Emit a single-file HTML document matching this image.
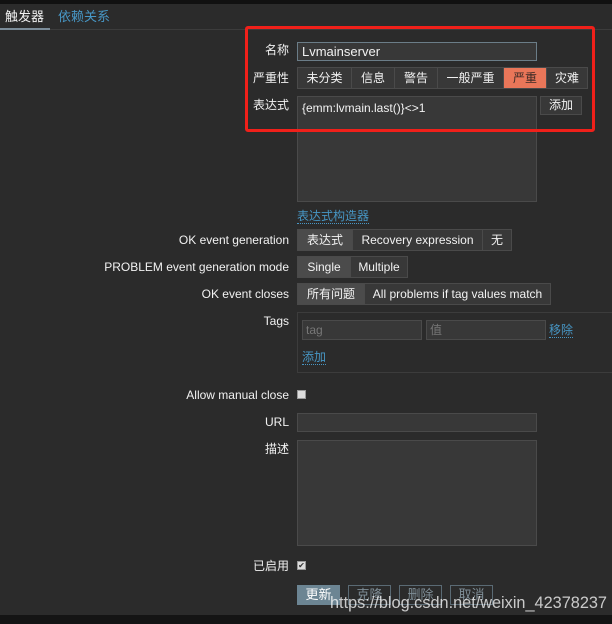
<!DOCTYPE html>
<html><head><meta charset="utf-8"><style>
*{margin:0;padding:0;box-sizing:border-box}
body{width:612px;height:624px;background:#2b2b2b;position:relative;overflow:hidden;font-family:"Liberation Sans","Noto Sans CJK SC",sans-serif;font-size:12px;color:#f2f2f2}
.a{position:absolute}
.lab{position:absolute;right:323px;text-align:right;white-space:nowrap;line-height:14px}
.in{position:absolute;background:#383838;border:1px solid #4a4a4a}
.bg{position:absolute;display:flex;height:22px;border:1px solid #4a4a4a;background:#383838}
.bg span{border-right:1px solid #4a4a4a;line-height:20px;text-align:center;padding:0 6px;white-space:nowrap}
.bg span:last-child{border-right:none}
.sel{background:#4b4b4b}
.btn{position:absolute;height:20px;line-height:18px;text-align:center;border:1px solid #5a6a74;color:#7f8e97;font-size:13px}
.cb{position:absolute;width:9px;height:9px;background:#ddd;border:1px solid #999}
.link{color:#4796c4;border-bottom:1px dotted #4796c4}
</style></head><body>
<div class="a" style="left:0;top:0;width:612px;height:4px;background:#111"></div>
<div class="a" style="left:0;top:29px;width:612px;height:1px;background:#3c3c3c"></div>
<div class="a" style="left:0;top:28px;width:50px;height:2px;background:#7b8c99"></div>
<div class="a" style="left:5px;top:6px;font-size:13px">触发器</div>
<div class="a" style="left:58px;top:6px;font-size:13px;color:#4796c4">依赖关系</div>

<div class="lab" style="top:43px">名称</div>
<div class="in" style="left:297px;top:42px;width:240px;height:19px;border-color:#6b7d88;padding-left:4px;line-height:17px;font-size:13px">Lvmainserver</div>
<div class="lab" style="top:71px">严重性</div>
<div class="bg" style="left:297px;top:67px;height:22px">
<span style="width:54px">未分类</span><span style="width:43px">信息</span><span style="width:43px">警告</span><span style="width:66px">一般严重</span><span style="width:43px;background:#e97659;color:#3a2a25">严重</span><span style="width:40px">灾难</span></div>
<div class="lab" style="top:98px">表达式</div>
<div class="in" style="left:297px;top:96px;width:240px;height:106px;padding:4px;line-height:14px">{emm:lvmain.last()}&lt;&gt;1</div>
<div class="a" style="left:540px;top:96px;width:42px;height:19px;border:1px solid #4a4a4a;background:#383838;text-align:center;line-height:17px">添加</div>
<div class="a" style="left:245px;top:26px;width:350px;height:106px;border:3px solid #f0201a;border-radius:3px"></div>
<div class="a" style="left:297px;top:207px"><span class="link">表达式构造器</span></div>

<div class="lab" style="top:233px">OK event generation</div>
<div class="bg" style="left:297px;top:229px"><span class="sel" style="width:55px">表达式</span><span style="width:130px">Recovery expression</span><span style="width:28px">无</span></div>
<div class="lab" style="top:260px">PROBLEM event generation mode</div>
<div class="bg" style="left:297px;top:256px"><span class="sel" style="width:53px">Single</span><span style="width:56px">Multiple</span></div>
<div class="lab" style="top:287px">OK event closes</div>
<div class="bg" style="left:297px;top:283px"><span class="sel" style="width:67px">所有问题</span><span style="width:185px">All problems if tag values match</span></div>

<div class="lab" style="top:314px">Tags</div>
<div class="a" style="left:297px;top:312px;width:320px;height:61px;border:1px solid #3c3c3c"></div>
<div class="in" style="left:302px;top:320px;width:120px;height:20px;color:#777;padding-left:3px;line-height:18px">tag</div>
<div class="in" style="left:426px;top:320px;width:120px;height:20px;color:#777;padding-left:3px;line-height:18px">值</div>
<div class="a" style="left:549px;top:321px"><span class="link">移除</span></div>
<div class="a" style="left:302px;top:348px"><span class="link">添加</span></div>

<div class="lab" style="top:388px">Allow manual close</div>
<div class="cb" style="left:297px;top:390px"></div>
<div class="lab" style="top:415px">URL</div>
<div class="in" style="left:297px;top:413px;width:240px;height:19px"></div>
<div class="lab" style="top:442px">描述</div>
<div class="in" style="left:297px;top:440px;width:240px;height:106px"></div>
<div class="lab" style="top:559px">已启用</div>
<div class="cb" style="left:297px;top:561px;font-size:8px;line-height:7px;color:#333;text-align:center">✔</div>

<div class="btn" style="left:297px;top:585px;width:43px;background:#6c8593;border-color:#6c8593;color:#fff">更新</div>
<div class="btn" style="left:348px;top:585px;width:43px">克隆</div>
<div class="btn" style="left:399px;top:585px;width:43px">删除</div>
<div class="btn" style="left:450px;top:585px;width:43px">取消</div>
<div class="a" style="left:330px;top:594px;font-size:16.3px;color:rgba(255,255,255,0.75);white-space:nowrap">https://blog.csdn.net/weixin_42378237</div>
<div class="a" style="left:0;top:615px;width:612px;height:9px;background:#141414"></div>
</body></html>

(PROBLEM DETAILS)
Copy the material above exactly and drop the pictures.

(REPLY)
Emit a single-file HTML document matching this image.
<!DOCTYPE html>
<html><head><meta charset="utf-8"><style>
*{margin:0;padding:0;box-sizing:border-box}
body{width:612px;height:624px;background:#2b2b2b;position:relative;overflow:hidden;font-family:"Liberation Sans","Noto Sans CJK SC",sans-serif;font-size:12px;color:#f2f2f2}
.a{position:absolute}
.lab{position:absolute;right:323px;text-align:right;white-space:nowrap;line-height:14px}
.in{position:absolute;background:#383838;border:1px solid #4a4a4a}
.bg{position:absolute;display:flex;height:22px;border:1px solid #4a4a4a;background:#383838}
.bg span{border-right:1px solid #4a4a4a;line-height:20px;text-align:center;padding:0 6px;white-space:nowrap}
.bg span:last-child{border-right:none}
.sel{background:#4b4b4b}
.btn{position:absolute;height:20px;line-height:18px;text-align:center;border:1px solid #5a6a74;color:#7f8e97;font-size:13px}
.cb{position:absolute;width:9px;height:9px;background:#ddd;border:1px solid #999}
.link{color:#4796c4;border-bottom:1px dotted #4796c4}
</style></head><body>
<div class="a" style="left:0;top:0;width:612px;height:4px;background:#111"></div>
<div class="a" style="left:0;top:29px;width:612px;height:1px;background:#3c3c3c"></div>
<div class="a" style="left:0;top:28px;width:50px;height:2px;background:#7b8c99"></div>
<div class="a" style="left:5px;top:6px;font-size:13px">触发器</div>
<div class="a" style="left:58px;top:6px;font-size:13px;color:#4796c4">依赖关系</div>

<div class="lab" style="top:43px">名称</div>
<div class="in" style="left:297px;top:42px;width:240px;height:19px;border-color:#6b7d88;padding-left:4px;line-height:17px;font-size:13px">Lvmainserver</div>
<div class="lab" style="top:71px">严重性</div>
<div class="bg" style="left:297px;top:67px;height:22px">
<span style="width:54px">未分类</span><span style="width:43px">信息</span><span style="width:43px">警告</span><span style="width:66px">一般严重</span><span style="width:43px;background:#e97659;color:#3a2a25">严重</span><span style="width:40px">灾难</span></div>
<div class="lab" style="top:98px">表达式</div>
<div class="in" style="left:297px;top:96px;width:240px;height:106px;padding:4px;line-height:14px">{emm:lvmain.last()}&lt;&gt;1</div>
<div class="a" style="left:540px;top:96px;width:42px;height:19px;border:1px solid #4a4a4a;background:#383838;text-align:center;line-height:17px">添加</div>
<div class="a" style="left:245px;top:26px;width:350px;height:106px;border:3px solid #f0201a;border-radius:3px"></div>
<div class="a" style="left:297px;top:207px"><span class="link">表达式构造器</span></div>

<div class="lab" style="top:233px">OK event generation</div>
<div class="bg" style="left:297px;top:229px"><span class="sel" style="width:55px">表达式</span><span style="width:130px">Recovery expression</span><span style="width:28px">无</span></div>
<div class="lab" style="top:260px">PROBLEM event generation mode</div>
<div class="bg" style="left:297px;top:256px"><span class="sel" style="width:53px">Single</span><span style="width:56px">Multiple</span></div>
<div class="lab" style="top:287px">OK event closes</div>
<div class="bg" style="left:297px;top:283px"><span class="sel" style="width:67px">所有问题</span><span style="width:185px">All problems if tag values match</span></div>

<div class="lab" style="top:314px">Tags</div>
<div class="a" style="left:297px;top:312px;width:320px;height:61px;border:1px solid #3c3c3c"></div>
<div class="in" style="left:302px;top:320px;width:120px;height:20px;color:#777;padding-left:3px;line-height:18px">tag</div>
<div class="in" style="left:426px;top:320px;width:120px;height:20px;color:#777;padding-left:3px;line-height:18px">值</div>
<div class="a" style="left:549px;top:321px"><span class="link">移除</span></div>
<div class="a" style="left:302px;top:348px"><span class="link">添加</span></div>

<div class="lab" style="top:388px">Allow manual close</div>
<div class="cb" style="left:297px;top:390px"></div>
<div class="lab" style="top:415px">URL</div>
<div class="in" style="left:297px;top:413px;width:240px;height:19px"></div>
<div class="lab" style="top:442px">描述</div>
<div class="in" style="left:297px;top:440px;width:240px;height:106px"></div>
<div class="lab" style="top:559px">已启用</div>
<div class="cb" style="left:297px;top:561px;font-size:8px;line-height:7px;color:#333;text-align:center">✔</div>

<div class="btn" style="left:297px;top:585px;width:43px;background:#6c8593;border-color:#6c8593;color:#fff">更新</div>
<div class="btn" style="left:348px;top:585px;width:43px">克隆</div>
<div class="btn" style="left:399px;top:585px;width:43px">删除</div>
<div class="btn" style="left:450px;top:585px;width:43px">取消</div>
<div class="a" style="left:330px;top:594px;font-size:16.3px;color:rgba(255,255,255,0.75);white-space:nowrap">https://blog.csdn.net/weixin_42378237</div>
<div class="a" style="left:0;top:615px;width:612px;height:9px;background:#141414"></div>
</body></html>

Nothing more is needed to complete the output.